The first iPhone actually had less functionality and fewer features than some of these 2003 PDAs/PocketPCs, but what it did have was a smooth, responsive “dumbed down” interface that ran on a capacitive touch screen and was designed from day one to be “easy to use.” That’s what was necessary to succeed in phones–because phones are ultra mass market. Everyone from teenagers to grandma knows what a phone is and has some expectation of being able to figure it out. With the iPhone, they largely could. Not to say grandma never had to call Apple for help, or her kids, but iOS is just way more accessible than Windows Mobile of old, that required a stylus and strong familiarity with desktop Windows to use effectively.

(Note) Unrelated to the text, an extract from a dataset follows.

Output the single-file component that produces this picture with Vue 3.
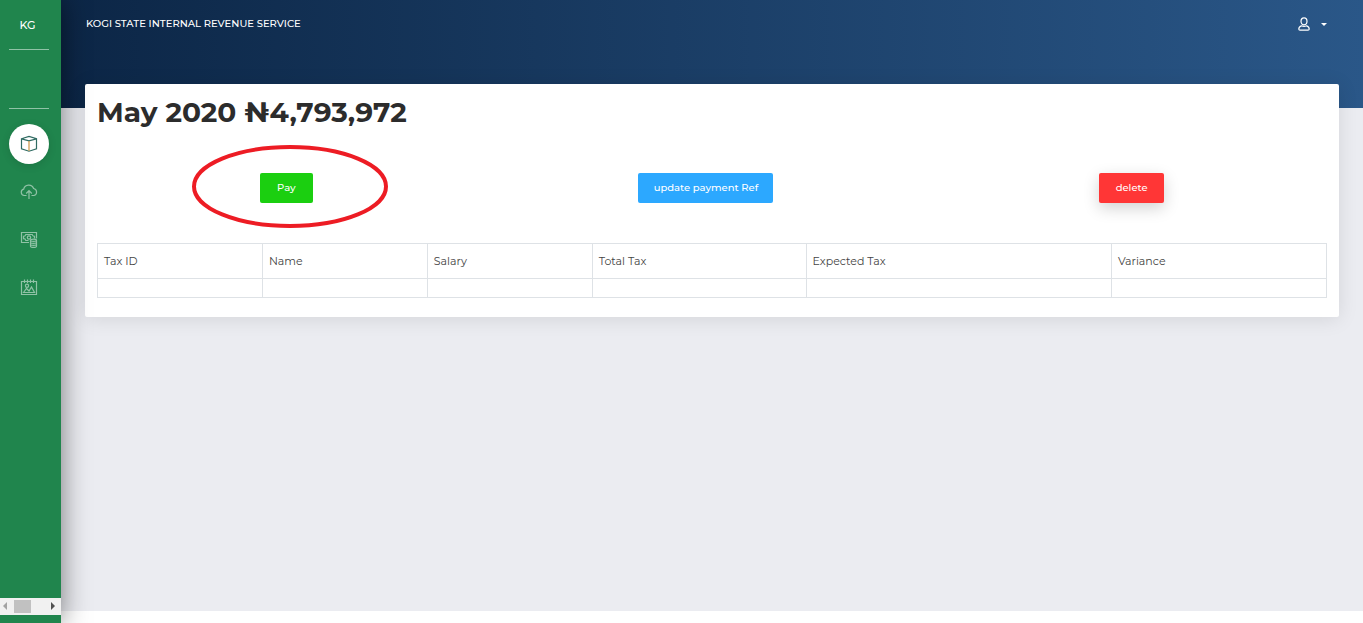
<script setup>
const columns = [
  { label: 'Tax ID', size: 'narrow' },
  { label: 'Name', size: 'narrow' },
  { label: 'Salary', size: 'narrow' },
  { label: 'Total Tax', size: 'medium' },
  { label: 'Expected Tax', size: 'wide' },
  { label: 'Variance', size: 'rest' },
]
</script>

<template>
  <div class="shell">
    <aside class="sidebar">
      <a class="brand" href="#">KG</a>
      <nav class="nav">
        <a class="nav-item active" href="#" aria-label="Overview">
          <svg viewBox="0 0 18 18" width="18" height="18">
            <path d="M1.500 3.800 9 1.500l7.500 2.300v10L9 16.200l-7.500-2.400zM1.500 3.800 9 5.800l7.500-2" stroke="#2f6b62" />
            <path d="M9 6v10" stroke="#cf9443" />
          </svg>
        </a>
        <a class="nav-item" href="#" aria-label="Upload">
          <svg viewBox="0 0 18 18" width="18" height="18">
            <path d="M6.500 12.500H4.200a3.200 3.200 0 0 1-.5-6.300A5.200 5.200 0 0 1 13.600 5.500a3.600 3.600 0 0 1 .4 7H11.500M9 16V8M6.200 10.500 9 7.700l2.800 2.800" />
          </svg>
        </a>
        <a class="nav-item" href="#" aria-label="Payments">
          <svg viewBox="0 0 18 18" width="18" height="18">
            <path d="M9 11.500H1.500v-10h15v6M8.500 9.500H5.800A2.300 2.300 0 0 0 3.500 7.600V5.400A2.300 2.300 0 0 0 5.800 3.500h6.400a2.300 2.300 0 0 0 2.300 1.900V7.500" />
            <circle cx="9" cy="6.500" r="1.700" />
            <path d="M10.500 9.300v5.900c0 1.600 6 1.600 6 0v-5.900c0-1.600-6-1.600-6 0c0 1.500 6 1.500 6 0M10.500 11.300c0 1.500 6 1.500 6 0M10.500 13.300c0 1.500 6 1.500 6 0" />
          </svg>
        </a>
        <a class="nav-item" href="#" aria-label="Records">
          <svg viewBox="0 0 18 18" width="18" height="18">
            <path d="M1.500 2.500h15v13h-15zM4.500.5v3.500M7.500.5v3.500M10.500.5v3.500M13.500.5v3.500M3.500 13.500l3-4 2.500 2.500 2.500-4 3 5.500z" />
            <circle cx="7" cy="6.800" r="1.600" />
          </svg>
        </a>
      </nav>
      <div class="scroller">
        <button type="button" class="arrow" aria-label="Scroll left">
          <svg viewBox="0 0 4 8" width="4" height="8"><path d="M4 0v8L0 4z" fill="#a3a3a3" /></svg>
        </button>
        <span class="thumb"></span>
        <button type="button" class="arrow end" aria-label="Scroll right">
          <svg viewBox="0 0 4 8" width="4" height="8"><path d="M0 0v8l4-4z" fill="#505050" /></svg>
        </button>
      </div>
    </aside>

    <div class="page">
      <header class="topbar">
        <span class="org">KOGI STATE INTERNAL REVENUE SERVICE</span>
        <button type="button" class="account" aria-label="Account">
          <svg class="user" viewBox="0 0 12 14" width="12" height="14">
            <ellipse cx="6" cy="4.300" rx="3" ry="3.500" />
            <path d="M3.500 8.800C1.700 9.300.8 10.600.8 12c0 .8.400 1.200 1.200 1.200h8c.8 0 1.200-.4 1.200-1.200 0-1.400-.9-2.700-2.700-3.200-1.500.8-3.500.8-5 0z" />
          </svg>
          <span class="caret"></span>
        </button>
      </header>

      <main class="card">
        <h1>May 2020 ₦4,793,972</h1>
        <div class="actions">
          <div class="highlighted">
            <button type="button" class="btn pay">Pay</button>
            <svg class="ring" viewBox="0 0 196 83" width="196" height="83">
              <ellipse cx="98" cy="41.500" rx="96" ry="39.500" />
            </svg>
          </div>
          <button type="button" class="btn update">update payment Ref</button>
          <button type="button" class="btn delete">delete</button>
        </div>
        <table>
          <colgroup>
            <col v-for="c in columns" :key="c.label" :class="c.size" />
          </colgroup>
          <thead>
            <tr>
              <th v-for="c in columns" :key="c.label" scope="col">{{ c.label }}</th>
            </tr>
          </thead>
          <tbody>
            <tr>
              <td v-for="c in columns" :key="c.label"></td>
            </tr>
          </tbody>
        </table>
      </main>
    </div>
  </div>
</template>

<style>
body {
  margin: 0;
  background: #fff;
}
</style>

<style scoped>
.shell,
.shell * {
  box-sizing: border-box;
}
.shell {
  display: flex;
  min-height: 100vh;
  font-family: Montserrat, Inter, "Open Sans", sans-serif;
}
a {
  color: #fff;
  text-decoration: none;
}
button {
  font: inherit;
  border: 0;
  cursor: pointer;
}
.sidebar {
  z-index: 1;
  flex: none;
  display: flex;
  flex-direction: column;
  width: 61px;
  padding-bottom: 8px;
  background: #20854d;
  box-shadow: 0 0 28px rgba(0, 0, 0, 0.5);
}
.brand {
  width: 40px;
  height: 50px;
  margin-left: 9px;
  padding-right: 3px;
  border-bottom: 1px solid #90c2a6;
  font-size: 11px;
  font-weight: 500;
  line-height: 50px;
  text-align: center;
}
.nav {
  display: flex;
  flex-direction: column;
  gap: 8px;
  width: 40px;
  margin: 58px 0 0 9px;
  padding-top: 15px;
  border-top: 1px solid #90c2a6;
}
.nav-item {
  display: flex;
  align-items: center;
  justify-content: center;
  height: 40px;
  border-radius: 50%;
}
.nav-item svg {
  fill: none;
  stroke: #90c2a6;
  stroke-width: 1.2;
}
.nav-item.active {
  background: #fff;
  box-shadow: 0 2px 8px rgba(0, 0, 0, 0.12);
}
.scroller {
  display: flex;
  align-items: center;
  height: 17px;
  margin-top: auto;
  background: #f1f1f1;
}
.arrow {
  display: flex;
  align-items: center;
  width: 14px;
  height: 17px;
  padding: 0 0 1px 3px;
  background: none;
}
.arrow.end {
  margin-left: auto;
  width: 13px;
}
.thumb {
  width: 17px;
  height: 13px;
  background: #c1c1c1;
}
.page {
  flex: 1;
  min-width: 0;
  margin-bottom: 12px;
  padding: 0 24px 24px;
  background: linear-gradient(90deg, #0c2646, #2a5788) top / 100% 108px no-repeat, #ebecf1;
}
.topbar {
  display: flex;
  align-items: center;
  justify-content: space-between;
  height: 48px;
  margin-bottom: 36px;
  padding: 0 12px 0 1px;
  color: #fff;
}
.org {
  padding-bottom: 2px;
  font-size: 10px;
  font-weight: 500;
}
.account {
  display: flex;
  align-items: center;
  gap: 11px;
  padding: 0;
  background: none;
}
.user {
  fill: none;
  stroke: #fff;
  stroke-width: 1.2;
}
.caret {
  border: 3px solid transparent;
  border-top-color: #fff;
  border-bottom: 0;
}
.card {
  padding: 11px 12px 19px;
  background: #fff;
  border-radius: 2px;
  box-shadow: 0 2px 20px rgba(0, 0, 0, 0.1);
}
h1 {
  margin: 0;
  font-size: 28px;
  line-height: 34px;
  font-weight: 700;
  color: #2c2c2c;
}
.actions {
  display: flex;
  justify-content: space-around;
  margin: 44px 0 40px;
}
.highlighted {
  position: relative;
}
.ring {
  position: absolute;
  left: -68px;
  top: -28px;
  fill: none;
  stroke: #ed1c24;
  stroke-width: 4;
  pointer-events: none;
}
.btn {
  display: block;
  height: 30px;
  padding: 0 0 2px;
  border-radius: 2px;
  font-size: 10px;
  font-weight: 500;
  color: #fff;
}
.pay {
  width: 53px;
  background: #1bcf10;
}
.update {
  width: 135px;
  background: #2ca8ff;
}
.delete {
  width: 65px;
  background: #ff3636;
  box-shadow: 0 5px 16px rgba(0, 0, 0, 0.18);
}
table {
  width: 100%;
  table-layout: fixed;
  border-collapse: collapse;
}
.narrow {
  width: 13.42%;
}
.medium {
  width: 17.4%;
}
.wide {
  width: 24.85%;
}
th,
td {
  border: 1px solid #dee2e6;
  padding: 0 6px;
}
th {
  height: 35px;
  font-size: 11px;
  font-weight: 400;
  text-align: left;
  color: #444;
}
td {
  height: 19px;
}
</style>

FWIW, when Windows Phone 7 came out it was a major step in the right direction. Windows Phone 8, is honestly, a very nice mobile-first UX that I think most people would find a lot of pleasure using as their primary phone OS. The problem? By the time these were released, it was simply too late. On top of what was probably a “no win” scenario by then, Microsoft also pushed WP7 and 8 poorly. They were trying to primarily rely on hardware partners and avoid getting into the hardware business. They would’ve done a lot better to have committed to manufacturing their own phones when they released WP7. But even then I think Microsoft really was just too late in developing a mobile friendly UI to have a serious chance of “making it.”

Very good and detailed article here from Paul Thurrott:

The Windows Phones were supposed to be different. But it turned out no one liked different.

I have a Windows phone and I am happy with it (other than the crappy camera) but it does not have a lot of apps. I consider myself lucky to have a banking app for it.